An drei Kolleginnen werde ich mich immer erinnern. Andrea und Renate waren ungewöhnlich loyal, weit über den Tag meiner Entlassung hinaus. Und auch deine Zeilen werde ich nicht vergessen, Manja.

Der Mann von der Tankstelle

In der Ecke, wo der Videofilm läuft, treffe ich ihn wieder. Eine halbe Stunde zuvor hatte der Mann für 6,07 Euro getankt. Der hat es nicht leicht, dachte ich, und an der Kasse fragte ihn ein Bekannter: "Na, du hast wohl Urlaub." Die Antwort: "So ungefähr."

Von wegen. Der Film wird im ersten Stock der Agentur für Arbeit gezeigt. Thema: Rechte und Pflichten während der Arbeitslosigkeit. Da steht er nun, der "Urlauber", und schaut gemeinsam mit mir auf die schönen Menschen im Fernseher. Später muss die Belehrung auf einem Formblatt quittiert werden.

Ich gehe zurück zum Kundenservice, wo der Sicherheitsmann noch immer mit Argusaugen wacht und nach einem Brötchen inzwischen eine Banane verzehrt. Die Frau hinterm Tresen ruft mich mit meinem Namen. "Ich bin doch das erste Mal hier, woher kennen Sie mich?" "Ich kenne Sie sowieso."

Was immer das heißen mag, ich kenne die Frau nicht, die mich in einen anderen Wartebereich schickt. Kaum sitze ich, werde ich von der Beraterin persönlich abgeholt. Fast schäme ich mich, bin ich etwas Besonderes? Ein paar Fragen, ein paar nette Sätze und der kaum verhüllte Hinweis, dass es mit Arbeitsstellen in meiner Branche schlecht aussieht. Wohl nicht nur in dieser Branche. Vorbei an den Leuten, die noch immer warten, und an den acht Computern, von denen vier defekt sind, gehe ich nach nicht einmal einer halben Stunde wieder aus dem Amt.

Es gibt so Nachwehen

Es passiert immer wieder, dass ich mir beim Frühstück sage: Jetzt musst du aber los! Ich muss aber nicht los, kein Termin, keine Arbeit.

Manchmal bekomme ich noch Aufträge, aber es werden immer weniger. Die Frau, die sie mir verschafft, muss bald alle Arbeit selbst erledigen, um über die Runden zu kommen. Die andere Frau, auf die ich hoffte, enttäuscht mich immer wieder auf eine Weise, die mir verdeutlicht, dass ich nicht viel von den Menschen verstehe. Aber in meiner Situation sollte man über Enttäuschungen nicht zu lange nachdenken.

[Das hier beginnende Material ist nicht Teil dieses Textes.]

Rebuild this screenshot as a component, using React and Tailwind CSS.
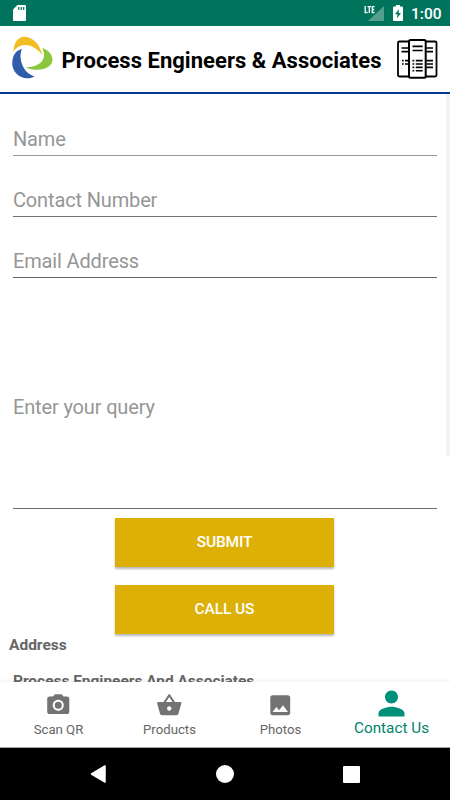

Kein Tag vergeht ohne Gedanken an die Zukunft. "Selbstständig? In Ihrem Alter? Wissen Sie, auf was für Glatteis Sie sich begeben?" Meine Steuerberaterin springt fast auf den Tisch vor lauter Entrüstung. "Was soll ich sonst tun", frage ich, "auswandern, in meinem Alter?"

Dabei geht es mir zur Zeit nicht schlecht: Das Arbeitslosengeld ist nicht übel, ich muss nur für mich, für keine Familie sorgen. Und manchmal wird gedruckt, was ich zu Papier bringe. Mein "Schicksal" ist also wirklich kein Besonderes.

Licht sieht eigentlich nur, wer sich recht bald der Rentengrenze nähert. Ein merkwürdiges Leben, das möglichst schnell vergehen muss, damit man wenigstens die Rente genießen kann. Ein Lebensweg, der für mich nicht in Frage kommt. Er wäre auch viel zu lang, 15 Jahre.

Papier und Stift sind nicht unerschwinglich, und wer weiß, vielleicht kann ich bald im Sinne Strindbergs sagen: "Nimm dich in Acht, du Schuft, sonst steht dein Name kommende Woche in meiner Kolumne."